I don’t want to milk this subject for more than it’s worth, but I couldn’t help noticing a recent skirmish in St. Blogs over what Micki refers to as “public nursing,” conjuring in the process an image of the general public queueing up for a chance at the prize. Says she, “For those women who have a problem with public nursing because they may accidentally see a bit of nip, I say grow up.” (Accidentally, Micki?) I find it interesting that it’s “women” who have a problem with it, but right now I’m most interested in nipping this problem in the bud, before its dimensions swell out of all proportion. I mean, in this corner we have Micki, Sparki, Alicia, Pansy and Peony and a whole bevy of like-minded supporters – including, ominously, a lawyer, Dale Price, – all standing in defense of the practice, pleading the case for ‘natural, nourishing, not sexy, and none of your business even if it is’; and in this corner…Michelle, hanging out pretty much all by herself (that doesn’t mean what it sounds like), casting the cool eye of logic on behalf of modesty, privacy, and you’re making it my business.

This is beginning to look like a real hardball game of tit for spat and it has got to stop.
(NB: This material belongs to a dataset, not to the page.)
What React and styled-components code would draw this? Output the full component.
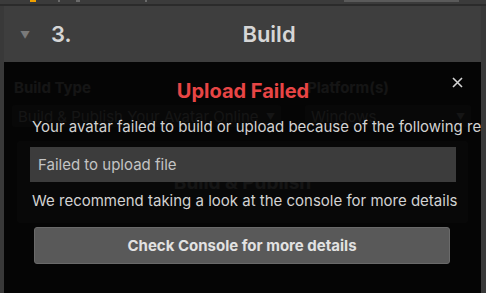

For those who would like me to take sides, that’s not what I’m here for. (Actually, no one even asked my opinion, and that’s always when I’m most willing to give it.) I’m here to calm things down, to serve as a sort of collective pacifier (don’t take that the wrong way) before the fault lines of this dispute fracture into outright schism. I’m worried, you see, about the so-called nipple,sorry, ripple-effect should this imbroglio spread to all corners of St. Blogs. What if some atheist drops in looking to be converted and all he sees are words like ‘breast,’ ‘nipple,’ ‘sucking,’ and, Peony’s favorite, ‘whip it out?’ (I’d always thought that’s what men did. Women…I dont know what they do but it’s something else.) Our atheist is going to wonder whatever happened to the filioque controversy, isn’t he? He’s going to wonder why spiritual people are so concerned with how to behave in the presence of certain body parts, isn’t he? He’s going to think we’re the sexually repressed neurotics we’ve always been accused of being, for whom sex can never really be any fun unless we’re sweating the small stuff into inifinity, isn’t he? He’s going to think he might as well become an Episcopalian.